I'm using a network library where you can specify the maximum number of reconnection attempts. Since I want mine to reconnect forever:
my_connection = ConnectionLibrary(max_connection_attempts = float('inf'))
In my opinion, it's more clear than the typical "set to -1 to retry forever" style, since it's literally saying "retry until the number of connection attempts is greater than infinity".
Some programmers use Infinity or NaNs to show a variable has never been initialized or assigned in the program.
If you want the largest number from an input but they might use very large negatives. If I enter -13543124321.431 it still works out as the largest number since it's bigger than -inf.
enter code here
initial_value = float('-inf')
while True:
try:
x = input('gimmee a number or type the word, stop ')
except KeyboardInterrupt:
print("we done - by yo command")
break
if x == "stop":
print("we done")
break
try:
x = float(x)
except ValueError:
print('not a number')
continue
if x > initial_value: initial_value = x
print("The largest number is: " + str(initial_value))
You can to use:
import decimal
decimal.Decimal("Infinity")
or:
from decimal import *
Decimal("Infinity")
For sorting
I've seen it used as a sort value, to say "always sort these items to the bottom".

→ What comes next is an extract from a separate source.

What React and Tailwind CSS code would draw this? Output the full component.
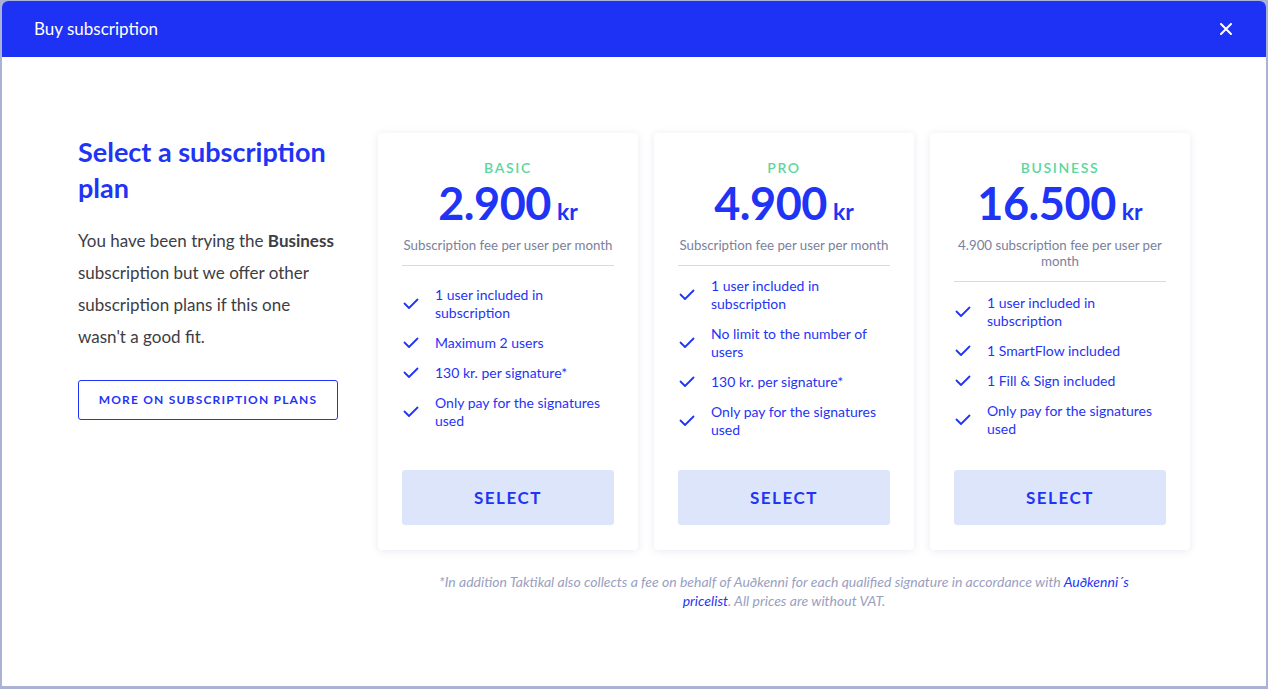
import { Fragment } from 'react'

const plans = [
  {
    name: 'BASIC',
    price: '2.900',
    fee: 'Subscription fee per user per month',
    features: ['1 user included in subscription', 'Maximum 2 users', '130 kr. per signature*', 'Only pay for the signatures used'],
  },
  {
    name: 'PRO',
    price: '4.900',
    fee: 'Subscription fee per user per month',
    features: ['1 user included in subscription', 'No limit to the number of users', '130 kr. per signature*', 'Only pay for the signatures used'],
  },
  {
    name: 'BUSINESS',
    price: '16.500',
    fee: '4.900 subscription fee per user per month',
    features: ['1 user included in subscription', '1 SmartFlow included', '1 Fill & Sign included', 'Only pay for the signatures used'],
  },
]

function Check() {
  return (
    <svg width="16" height="12" viewBox="0 0 16 12" fill="none" className="shrink-0">
      <path d="M1.5 5.5 L6 10 L14.5 1.5" stroke="#1f34f5" strokeWidth="1.8" strokeLinecap="round" strokeLinejoin="round" />
    </svg>
  )
}

function PlanCard({ plan }) {
  return (
    <div className="w-[260px] h-[417px] bg-white rounded-[4px] shadow-[0_1px_8px_rgba(40,50,120,0.10)] px-6 pt-6 pb-[25px] flex flex-col">
      <div className="text-center text-[14px] leading-[20px] font-semibold tracking-[0.12em] text-[#5cd69e] mt-px">{plan.name}</div>
      <div className="h-[51px] flex items-baseline justify-center gap-[6px] text-[#1f34f5]">
        <span className="text-[45px] leading-[51px] font-bold tracking-[-0.01em]">{plan.price}</span>
        <span className="text-[23px] leading-[51px] font-bold">kr</span>
      </div>
      <div className="mt-2 text-center text-[13.3px] leading-[16px] text-[#7b819c]">{plan.fee}</div>
      <div className="h-px bg-[#d3d9f2] mt-3 shrink-0" />
      {/* feature list sits centred in the space left above the button */}
      <div className="flex-1 flex items-center mt-px mb-[22px]">
        <ul className="flex flex-col gap-3 w-full">
          {plan.features.map((f) => (
            <li key={f} className="flex items-center gap-4 pl-[1px]">
              <Check />
              <span className="text-[14px] leading-[18px] text-[#1f34f5]">{f}</span>
            </li>
          ))}
        </ul>
      </div>
      <button className="h-[55px] w-full shrink-0 rounded-[3px] bg-[#dde5fb] text-[#1f34f5] text-[17px] font-bold tracking-[0.09em]">
        SELECT
      </button>
    </div>
  )
}

export default function App() {
  return (
    <div className="h-screen bg-[#aab3d3] pt-px px-[2px] pb-[3px]" style={{ fontFamily: 'Lato, "Noto Sans", sans-serif' }}>
      <div className="h-full bg-white rounded-t-[6px] overflow-hidden flex flex-col">
        {/* Header */}
        <div className="h-[56px] bg-[#1e32f5] flex items-center justify-between pl-[32px] pr-[34px] shrink-0">
          <span className="text-white text-[17px]">Buy subscription</span>
          <button className="text-white">
            <svg width="12" height="12" viewBox="0 0 12 12" fill="none">
              <path d="M1 1 L11 11 M11 1 L1 11" stroke="white" strokeWidth="2" strokeLinecap="round" />
            </svg>
          </button>
        </div>

        {/* Body */}
        <div className="flex-1 pt-[76px] flex flex-col items-center">
          <div className="flex gap-10 items-start">
            <div className="w-[260px] pt-px">
              <h1 className="text-[27px] leading-[36px] font-bold text-[#1f34f5]">Select a subscription plan</h1>
              <p className="mt-[19px] text-[17px] leading-[32px] text-[#3d3d45]">
                You have been trying the <b className="font-bold">Business</b> subscription but we offer other subscription plans if this one wasn't a good fit.
              </p>
              <button className="mt-[27px] w-[260px] h-[40px] border border-[#1f34f5] rounded-[3px] text-[#1f34f5] text-[12px] font-bold tracking-[0.1em]">
                MORE ON SUBSCRIPTION PLANS
              </button>
            </div>
            <div className="flex gap-4">
              {plans.map((p) => (
                <Fragment key={p.name}>
                  <PlanCard plan={p} />
                </Fragment>
              ))}
            </div>
          </div>
          <p className="ml-[300px] w-[720px] mt-[22px] text-center italic text-[14px] leading-[19px] text-[#9aa0bf]">
            *In addition Taktikal also collects a fee on behalf of Auðkenni for each qualified signature in accordance with <a className="text-[#1f34f5]">Auðkenni´s pricelist</a>. All prices are without VAT.
          </p>
        </div>
      </div>
    </div>
  )
}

To specify a non-existent maximum
If you're dealing with numbers, nil represents an unknown quantity, and should be preferred to 0 for that case. Similarly, Infinity represents an unbounded quantity, and should be preferred to (arbitrarily_large_number) in that case.
I think it can make the code cleaner. For example, I'm using Float::INFINITY in a Ruby gem for exactly that: the user can specify a maximum string length for a message, or they can specify :all. In that case, I represent the maximum length as Float::INFINITY, so that later when I check "is this message longer than the maximum length?" the answer will always be false, without needing a special case.